Ao menos R$ 2,8 bi deixam de girar na economia
Hoje no Brasil, 27 milhões de aposentados e pensionistas recebem o
equivalente a um salário mínimo. Conforme cálculos do coordenador do Conjuscs,
Jefferson José da Conceição, com a decisão do governo de fixar em R$ 998 o piso
do mercado de trabalho, em vez dos R$ 1.006 aprovados pelo Congresso, pelo
menos R$ 2,8 bilhões deixarão de circular na economia neste ano.
O governo, por sua vez, projeta que cada R$ 1 de aumento no salário
mínimo gera incremento de cerca de R$ 300 milhões ao ano nas despesas da União.

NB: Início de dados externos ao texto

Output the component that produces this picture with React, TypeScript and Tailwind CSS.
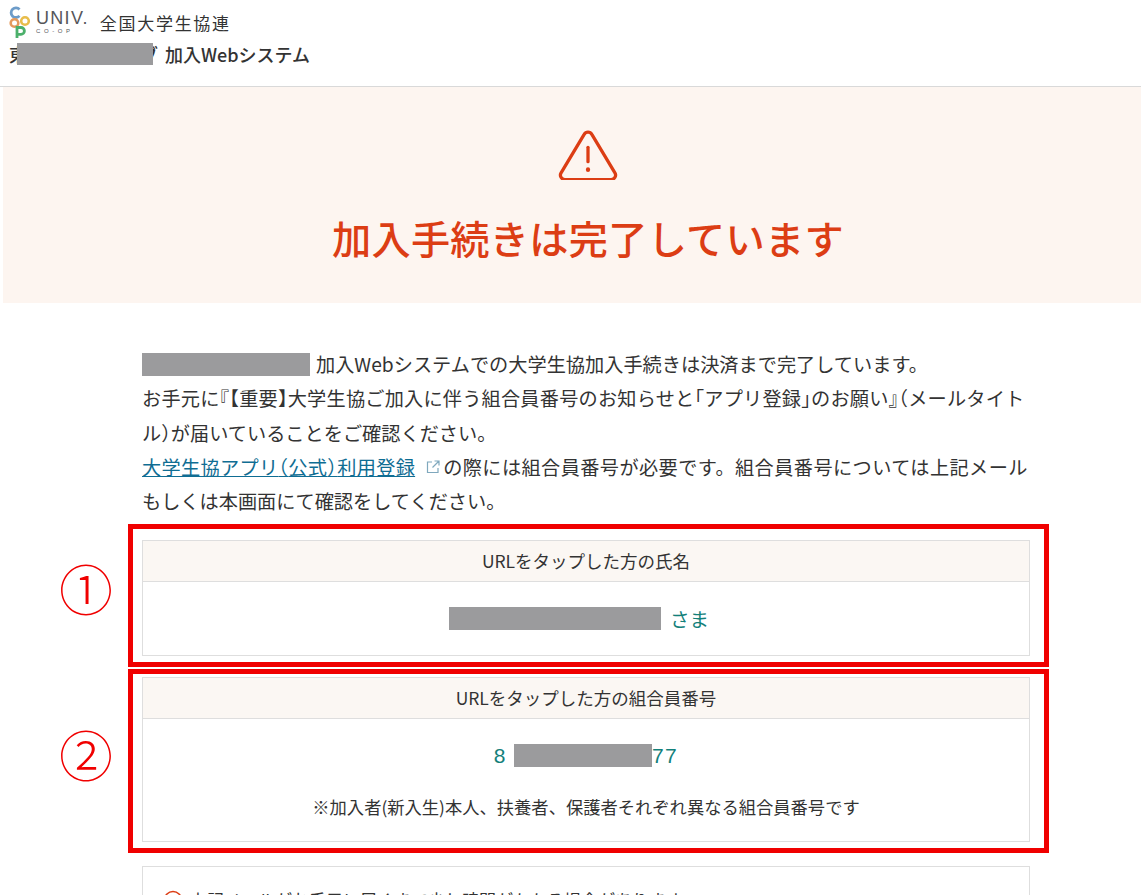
import React from "react";

const jp = { fontFamily: '"Noto Sans CJK JP", "Noto Sans", sans-serif' };
const lat = { fontFamily: '"Liberation Sans", sans-serif' };

function Redact({ className }: { className: string }) {
  return <span className={`inline-block shrink-0 bg-[#9b9b9d] ${className}`} />;
}

function Logo() {
  return (
    <svg width="26" height="36" viewBox="0 0 26 36" fill="none" className="shrink-0">
      <path d="M10.5 4.5a4.8 4.8 0 1 0 0 6.4" stroke="#6d9cc9" strokeWidth="2.8" />
      <circle cx="5.5" cy="18" r="3.8" stroke="#e59a5c" strokeWidth="2.6" />
      <circle cx="16" cy="16" r="3.8" stroke="#e8bd4a" strokeWidth="2.6" />
      <path d="M8 33V22.5h4a3.4 3.4 0 0 1 0 6.8H8" stroke="#4cb06b" strokeWidth="2.8" />
    </svg>
  );
}

function Card({ title, children }: { title: string; children: React.ReactNode }) {
  return (
    <div className="border border-[#dedede] bg-white">
      <div className="flex h-[41px] items-center justify-center border-b border-[#dedede] bg-[#fbf7f3] text-[17.5px] text-[#333]">
        {title}
      </div>
      {children}
    </div>
  );
}

function H({ children }: { children: React.ReactNode }) {
  return <span className="[font-feature-settings:'halt']">{children}</span>;
}

export default function App() {
  return (
    <div className="relative h-[895px] w-[1141px] overflow-hidden bg-white text-[#333]" style={jp}>
      <header className="h-[87px] border-b border-[#d9d9d9] pl-[9px]">
        <div className="flex h-[40px] items-center pt-[5px]">
          <Logo />
          <div className="ml-[1px] flex flex-col leading-none">
            <span className="text-[18px] leading-[15px] tracking-[1.3px] text-[#55565a]" style={lat}>
              UNIV.
            </span>
            <span className="mt-[2px] text-[6px] leading-[6px] tracking-[3.6px] text-[#55565a]" style={lat}>
              CO-OP
            </span>
          </div>
          <span className="ml-[11px] text-[17px] tracking-[1.7px] text-[#333]">全国大学生協連</span>
        </div>
        <div className="flex h-[28px] items-center text-[18px] font-medium text-[#333]">
          <span className="flex w-[8px] justify-start overflow-hidden">東</span>
          <Redact className="h-[22px] w-[136px]" />
          <span className="flex w-[5px] justify-end overflow-hidden">ブ</span>
          <span className="ml-[7px]">加入Webシステム</span>
        </div>
      </header>

      <section className="ml-[3px] flex h-[216px] flex-col items-center bg-[#fdf5f0] pt-[43px] pl-[32px]">
        <svg width="62" height="50" viewBox="0 0 64 52" fill="none" stroke="#dc3d14" strokeWidth="3.4" strokeLinecap="round" strokeLinejoin="round">
          <path d="M28 4.5 4 44.5a4.6 4.6 0 0 0 4 7h48a4.6 4.6 0 0 0 4-7L36 4.5a4.6 4.6 0 0 0-8 0Z" />
          <path d="M32 18v15" />
          <path d="M32 41v.5" strokeWidth="4.4" />
        </svg>
        <h1 className="mt-[29px] text-[39.2px] leading-[56px] font-medium tracking-[0.3px] text-[#dc3d14]">加入手続きは完了しています</h1>
      </section>

      <main className="ml-[128px] w-[921px] pt-[44px]">
        <div className="mb-[6px] ml-[14px] text-[19.2px] leading-[34.3px] text-[#333]">
          <p className="flex h-[34.3px] items-center whitespace-nowrap">
            <Redact className="h-[23px] w-[168px]" />
            <span className="ml-[6px]">加入Webシステムでの大学生協加入手続きは決済まで完了しています。</span>
          </p>
          <p className="whitespace-nowrap tracking-[0.2px]">
            お手元に<H>『【</H>重要<H>】</H>大学生協ご加入に伴う組合員番号のお知らせと<H>「</H>アプリ登録<H>」</H>のお願い<H>』（</H>メールタイト
          </p>
          <p className="whitespace-nowrap">
            ル<H>）</H>が届いていることをご確認ください。
          </p>
          <p className="flex h-[34.3px] items-center whitespace-nowrap">
            <a className="tracking-[0.3px] text-[#0f6d93] underline">
              大学生協アプリ<H>（</H>公式<H>）</H>利用登録
            </a>
            <svg width="16" height="16" viewBox="0 0 16 16" fill="none" stroke="#7fa8bd" strokeWidth="1.2" className="mr-[2px] ml-[10px]">
              <path d="M7 3H2.5v10.5H13V9M9.5 2H14v4.5M14 2 7.5 8.5" />
            </svg>
            <span className="tracking-[0.4px]">の際には組合員番号が必要です。組合員番号については上記メール</span>
          </p>
          <p className="whitespace-nowrap">もしくは本画面にて確認をしてください。</p>
        </div>

        <div className="border-[5px] border-[#f00000] pt-[11px] pr-[14px] pb-[6px] pl-[9px]">
          <Card title="URLをタップした方の氏名">
            <div className="flex h-[73px] items-center justify-center pr-[14px] text-[19.5px] text-[#13807a]">
              <Redact className="h-[23px] w-[212px]" />
              <span className="ml-[9px]">さま</span>
            </div>
          </Card>
        </div>

        <div className="mt-[2px] border-[5px] border-[#f00000] pt-[3px] pr-[14px] pb-[6px] pl-[9px]">
          <Card title="URLをタップした方の組合員番号">
            <div className="flex h-[122px] flex-col items-center">
              <div className="mt-[22px] flex h-[28px] items-center text-[21px] tracking-[1.5px] text-[#13807a]" style={lat}>
                <span>8</span>
                <Redact className="ml-[7px] h-[23px] w-[138px]" />
                <span>77</span>
              </div>
              <p className="mt-[26px] text-[17.3px] leading-[24px] text-[#333]">※加入者(新入生)本人、扶養者、保護者それぞれ異なる組合員番号です</p>
            </div>
          </Card>
        </div>

        <div className="mt-[13px] ml-[14px] h-[60px] w-[888px] border border-[#dedede] pt-[21px] pl-[20px]">
          <div className="flex items-center text-[17px] leading-[24px]">
            <svg width="20" height="20" viewBox="0 0 20 20" fill="none" stroke="#dc3d14" strokeWidth="1.6" className="mr-[7px] shrink-0">
              <circle cx="10" cy="10" r="8.5" />
              <path d="M10 5v6.5M10 14v1" />
            </svg>
            <span>上記メールがお手元に届くまで少し時間がかかる場合があります。</span>
          </div>
        </div>
      </main>

      <span className="absolute top-[546px] left-[52px] w-[68px] text-center text-[54px] leading-[84px] font-light text-[#f00000]">①</span>
      <span className="absolute top-[712px] left-[52px] w-[68px] text-center text-[54px] leading-[84px] font-light text-[#f00000]">②</span>
    </div>
  );
}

Ou seja, com o aumento de R$ 44, o impacto neste ano será de cerca de R$
13,2 bilhões. Caso o montante maior tivesse sido aprovado, a diferença de R$ 55
elevaria o desembolso adicional para R$ 15,6 bilhões, uma diferença de R$ 2,4
bilhões.
“Esse já é um dos indícios do teor da reforma da Previdência, em que o
objetivo é cortar gastos a todo custo”, assinala Conceição.
Ele pondera, ainda, que o montante está muito aquém do necessário para
se viver com dignidade. “Com o mínimo acima de R$ 1.000 diminuiríamos um pouco
a distância entre a realidade do mercado de trabalho e dos benefícios
previdenciários. De acordo com o Dieese (Departamento Intersindical de
Estatística e Estudos Socioeconômicos), para manter uma casa com dois adultos e
duas crianças, conforme valores de novembro, seriam necessários R$ 3.959, mais
de quatro vezes acima do piso”, exemplifica.
INTERMITENTE - O economista também alerta para o fato de que Bolsonaro
já deixou claro que é favorável à maior informalidade do mercado de trabalho.
Com isso, a tendência é que cresçam contratos de emprego intermitente,
regulamentado pela reforma trabalhista, nos quais o empregado é contratado para
atuar apenas mediante convocação ou demanda e recebe uma remuneração conforme o
período pelo qual trabalhou.
Tanto que, no decreto assinado ontem, estão previstos os valores mínimos
de R$ 33,27 para a diária de trabalho e de R$ 4,54 para a hora. “A tendência é
que, com a popularização desta modalidade, os profissionais recebam até menos
do que um salário mínimo”, sentencia.